- **AIM OF THE TASK**: Count the lines below that contain the word "React" and give only that number.
———
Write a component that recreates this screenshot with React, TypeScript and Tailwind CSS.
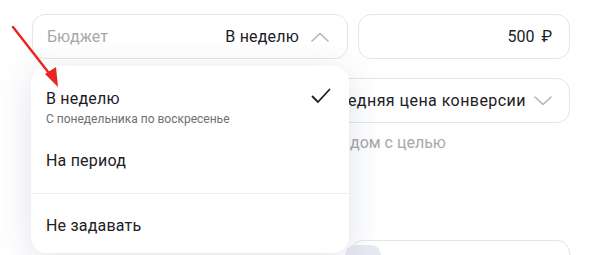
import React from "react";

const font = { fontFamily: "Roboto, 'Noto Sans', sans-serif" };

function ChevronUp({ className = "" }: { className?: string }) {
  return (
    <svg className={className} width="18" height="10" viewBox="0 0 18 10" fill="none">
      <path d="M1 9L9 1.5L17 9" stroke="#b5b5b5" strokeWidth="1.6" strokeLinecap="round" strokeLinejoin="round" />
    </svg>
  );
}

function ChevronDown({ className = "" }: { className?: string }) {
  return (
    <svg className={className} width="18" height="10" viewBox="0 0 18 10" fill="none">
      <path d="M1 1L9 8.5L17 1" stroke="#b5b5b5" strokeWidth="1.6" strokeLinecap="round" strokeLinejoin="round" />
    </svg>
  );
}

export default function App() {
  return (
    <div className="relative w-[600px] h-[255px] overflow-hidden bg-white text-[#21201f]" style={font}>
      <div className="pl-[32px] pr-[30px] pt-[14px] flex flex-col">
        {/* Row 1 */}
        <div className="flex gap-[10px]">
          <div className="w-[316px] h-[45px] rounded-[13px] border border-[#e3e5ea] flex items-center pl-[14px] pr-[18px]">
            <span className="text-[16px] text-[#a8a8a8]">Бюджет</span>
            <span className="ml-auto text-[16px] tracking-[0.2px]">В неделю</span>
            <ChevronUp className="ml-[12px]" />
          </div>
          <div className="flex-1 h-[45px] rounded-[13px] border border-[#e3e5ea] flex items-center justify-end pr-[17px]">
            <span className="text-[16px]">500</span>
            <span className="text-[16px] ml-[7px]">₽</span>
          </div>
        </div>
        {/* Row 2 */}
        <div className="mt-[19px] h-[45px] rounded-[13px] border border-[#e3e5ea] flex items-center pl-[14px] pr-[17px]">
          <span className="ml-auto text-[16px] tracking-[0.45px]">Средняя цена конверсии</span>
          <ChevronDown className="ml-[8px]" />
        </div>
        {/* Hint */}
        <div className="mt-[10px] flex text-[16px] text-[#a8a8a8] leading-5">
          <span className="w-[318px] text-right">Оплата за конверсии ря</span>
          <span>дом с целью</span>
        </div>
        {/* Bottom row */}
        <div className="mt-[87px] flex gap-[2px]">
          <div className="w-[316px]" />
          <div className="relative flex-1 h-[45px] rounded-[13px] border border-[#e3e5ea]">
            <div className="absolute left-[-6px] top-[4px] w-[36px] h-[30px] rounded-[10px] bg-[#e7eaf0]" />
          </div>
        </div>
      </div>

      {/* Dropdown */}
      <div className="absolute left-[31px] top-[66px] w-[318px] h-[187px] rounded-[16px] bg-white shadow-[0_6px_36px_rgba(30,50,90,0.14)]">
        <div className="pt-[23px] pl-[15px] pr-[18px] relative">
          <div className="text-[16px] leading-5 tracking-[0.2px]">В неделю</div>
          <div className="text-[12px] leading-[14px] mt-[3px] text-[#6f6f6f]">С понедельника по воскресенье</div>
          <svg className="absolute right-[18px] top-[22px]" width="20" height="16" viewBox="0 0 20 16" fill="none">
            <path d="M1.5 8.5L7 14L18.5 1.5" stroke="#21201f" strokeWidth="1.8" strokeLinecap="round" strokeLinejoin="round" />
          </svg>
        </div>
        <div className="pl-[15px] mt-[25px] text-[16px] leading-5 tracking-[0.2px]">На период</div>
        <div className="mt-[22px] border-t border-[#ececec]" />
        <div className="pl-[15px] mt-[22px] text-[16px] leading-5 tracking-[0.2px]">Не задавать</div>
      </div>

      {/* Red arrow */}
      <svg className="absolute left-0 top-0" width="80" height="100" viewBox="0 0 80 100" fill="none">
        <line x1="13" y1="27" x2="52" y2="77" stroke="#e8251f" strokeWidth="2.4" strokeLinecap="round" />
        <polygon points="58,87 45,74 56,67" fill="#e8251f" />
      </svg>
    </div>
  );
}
———
- **ANSWER TO THIS EXERCISE**: 2